WHAT IS BEING ASKED:
Return the lines below exactly, from the first line to the line that contains "import React from". Leave out pictures.

DATA SEGMENT:

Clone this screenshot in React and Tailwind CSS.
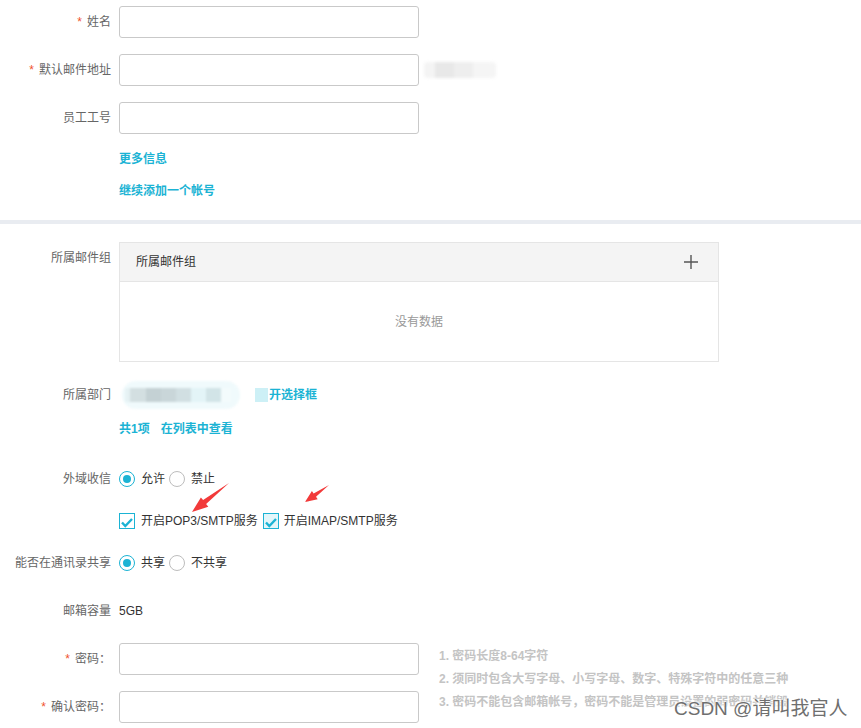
import React from "react";

function Label({ children, req, top }) {
  return (
    <div
      className={`w-[111px] shrink-0 text-right text-[12px] leading-4 text-[#666] ${top ? "pt-2" : ""}`}
    >
      {req && <span className="mr-[5px] text-[#f0522e]">*</span>}
      {children}
    </div>
  );
}

function Input() {
  return <div className="h-8 w-[300px] rounded-[3px] border border-[#c9c9c9] bg-white" />;
}

function Radio({ checked }) {
  return checked ? (
    <span className="flex h-4 w-4 shrink-0 items-center justify-center rounded-full border border-[#1bb3d4] bg-white">
      <span className="block h-2 w-2 rounded-full bg-[#1bb3d4]" />
    </span>
  ) : (
    <span className="block h-4 w-4 shrink-0 rounded-full border border-[#bdbdbd] bg-white" />
  );
}

function Check({ tinted }) {
  return (
    <span
      className={`flex h-4 w-4 shrink-0 items-center justify-center border border-[#1bb3d4] ${tinted ? "bg-[#e3f6fa]" : "bg-white"}`}
    >
      <svg className="block" width="14" height="14" viewBox="0 0 14 14">
        <path d="M2 8.5 L5.3 12 L12 5" fill="none" stroke="#1bb3d4" strokeWidth="2.4" />
      </svg>
    </span>
  );
}

export default function App() {
  return (
    <div className="relative h-[728px] w-[861px] overflow-hidden bg-white font-['Liberation_Sans','Noto_Sans_CJK_SC',sans-serif] text-[12px] leading-4 text-[#333]">
      {/* top section */}
      <div className="mt-[6px] flex items-center">
        <Label req>姓名</Label>
        <div className="ml-2">
          <Input />
        </div>
      </div>
      <div className="mt-4 flex items-center">
        <Label req>默认邮件地址</Label>
        <div className="ml-2">
          <Input />
        </div>
        <div className="ml-[5px] flex h-4 w-[72px] overflow-hidden rounded-sm blur-[1.5px]">
          <div className="w-3 bg-[#f4f4f4]" />
          <div className="w-5 bg-[#e8e8e8]" />
          <div className="w-5 bg-[#eeeeee]" />
          <div className="w-6 bg-[#f5f5f5]" />
        </div>
      </div>
      <div className="mt-4 flex items-center">
        <Label>员工工号</Label>
        <div className="ml-2">
          <Input />
        </div>
      </div>
      <div className="ml-[119px] mt-[17px] text-[12px] font-bold leading-4 text-[#1bb3d4]">更多信息</div>
      <div className="ml-[119px] mt-4 text-[12px] font-bold leading-4 text-[#1bb3d4]">继续添加一个帐号</div>

      <div className="mt-[21px] h-1 w-full bg-[#e9ecf1]" />

      {/* group table */}
      <div className="mt-[18px] flex items-start">
        <Label top>所属邮件组</Label>
        <div className="ml-2 w-[600px] border border-[#e5e5e5]">
          <div className="flex h-[39px] items-center justify-between border-b border-[#e5e5e5] bg-[#f4f4f4] pl-4 pr-5">
            <span className="text-[12px] text-[#333]">所属邮件组</span>
            <svg width="14" height="14" viewBox="0 0 14 14">
              <path d="M7 0 V14 M0 7 H14" stroke="#555" strokeWidth="1.4" />
            </svg>
          </div>
          <div className="flex h-[79px] items-center justify-center text-[12px] text-[#999]">没有数据</div>
        </div>
      </div>

      {/* dept */}
      <div className="mt-[19px] flex h-7 items-center">
        <Label>所属部门</Label>
        <div className="ml-[11px] flex h-7 w-[118px] items-center rounded-full bg-[#f0fafc] pl-[3px] blur-[1px]">
          <div className="flex h-[14px] overflow-hidden">
            <div className="w-[5px] bg-[#e6f2f4]" />
            <div className="w-4 bg-[#d3dfe1]" />
            <div className="w-[15px] bg-[#c4d1d4]" />
            <div className="w-[15px] bg-[#c9d6d9]" />
            <div className="w-[15px] bg-[#d1dfe2]" />
            <div className="w-[15px] bg-[#e3f4f7]" />
            <div className="w-[15px] bg-[#d2e4e7]" />
            <div className="w-[10px] bg-[#f3fbfc]" />
          </div>
        </div>
        <div className="ml-[15px] h-[14px] w-[13px] bg-[#cdf0f6]" />
        <span className="ml-px text-[12px] font-bold leading-4 text-[#1bb3d4]">开选择框</span>
      </div>
      <div className="ml-[119px] mt-[12px] flex text-[12px] font-bold leading-4 text-[#1bb3d4]">
        <span>共1项</span>
        <span className="ml-[11px]">在列表中查看</span>
      </div>

      {/* external mail */}
      <div className="mt-[34px] flex h-4 items-center">
        <Label>外域收信</Label>
        <div className="ml-2 flex h-4 items-center">
          <Radio checked />
          <span className="ml-[6px] leading-4">允许</span>
          <span className="ml-[4px] flex">
            <Radio />
          </span>
          <span className="ml-[6px] leading-4">禁止</span>
        </div>
      </div>
      <div className="ml-[119px] mt-[26px] flex h-4 items-center">
        <Check />
        <span className="ml-[6px] leading-4">开启POP3/SMTP服务</span>
        <span className="ml-[5px] flex">
          <Check tinted />
        </span>
        <span className="ml-[5px] leading-4">开启IMAP/SMTP服务</span>
      </div>

      <div className="mt-[26px] flex h-4 items-center">
        <Label>能否在通讯录共享</Label>
        <div className="ml-2 flex h-4 items-center">
          <Radio checked />
          <span className="ml-[6px] leading-4">共享</span>
          <span className="ml-[4px] flex">
            <Radio />
          </span>
          <span className="ml-[6px] leading-4">不共享</span>
        </div>
      </div>

      <div className="mt-8 flex h-4 items-center">
        <Label>邮箱容量</Label>
        <span className="ml-2 leading-4">5GB</span>
      </div>

      {/* password */}
      <div className="mt-[24px] flex items-start">
        <div className="flex flex-col gap-4">
          <div className="flex items-center">
            <Label req>密码：</Label>
            <div className="ml-2">
              <Input />
            </div>
          </div>
          <div className="flex items-center">
            <Label req>确认密码：</Label>
            <div className="ml-2">
              <Input />
            </div>
          </div>
        </div>
        <div className="ml-5 pt-[2px] text-[12px] font-bold leading-[23px] text-[#c4c4c4]">
          <div>1. 密码长度8-64字符</div>
          <div>2. 须同时包含大写字母、小写字母、数字、特殊字符中的任意三种</div>
          <div>3. 密码不能包含邮箱帐号，密码不能是管理员设置的弱密码并销毁</div>
        </div>
      </div>

      {/* arrows overlay */}
      <svg className="pointer-events-none absolute left-0 top-0" width="861" height="728">
        <polygon
          points="229,483 206.1,504.1 208.3,506.8 192,512 200.9,497.4 203.1,500.1"
          fill="#f23a3a"
        />
        <polygon
          points="329,485 316,496.7 317.7,499.2 305,502 311.9,491 313.6,493.5"
          fill="#f23a3a"
        />
      </svg>

      {/* watermark */}
      <div className="absolute left-[674px] top-[697px] text-[19px] leading-[24px] text-[#6f6f6f] [text-shadow:0_0_2px_#fff,0_0_2px_#fff,0_0_3px_#fff]">
        CSDN @请叫我官人
      </div>
    </div>
  );
}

SOLUTION TO THIS EXERCISE:
Clone this screenshot in React and Tailwind CSS.
import React from "react";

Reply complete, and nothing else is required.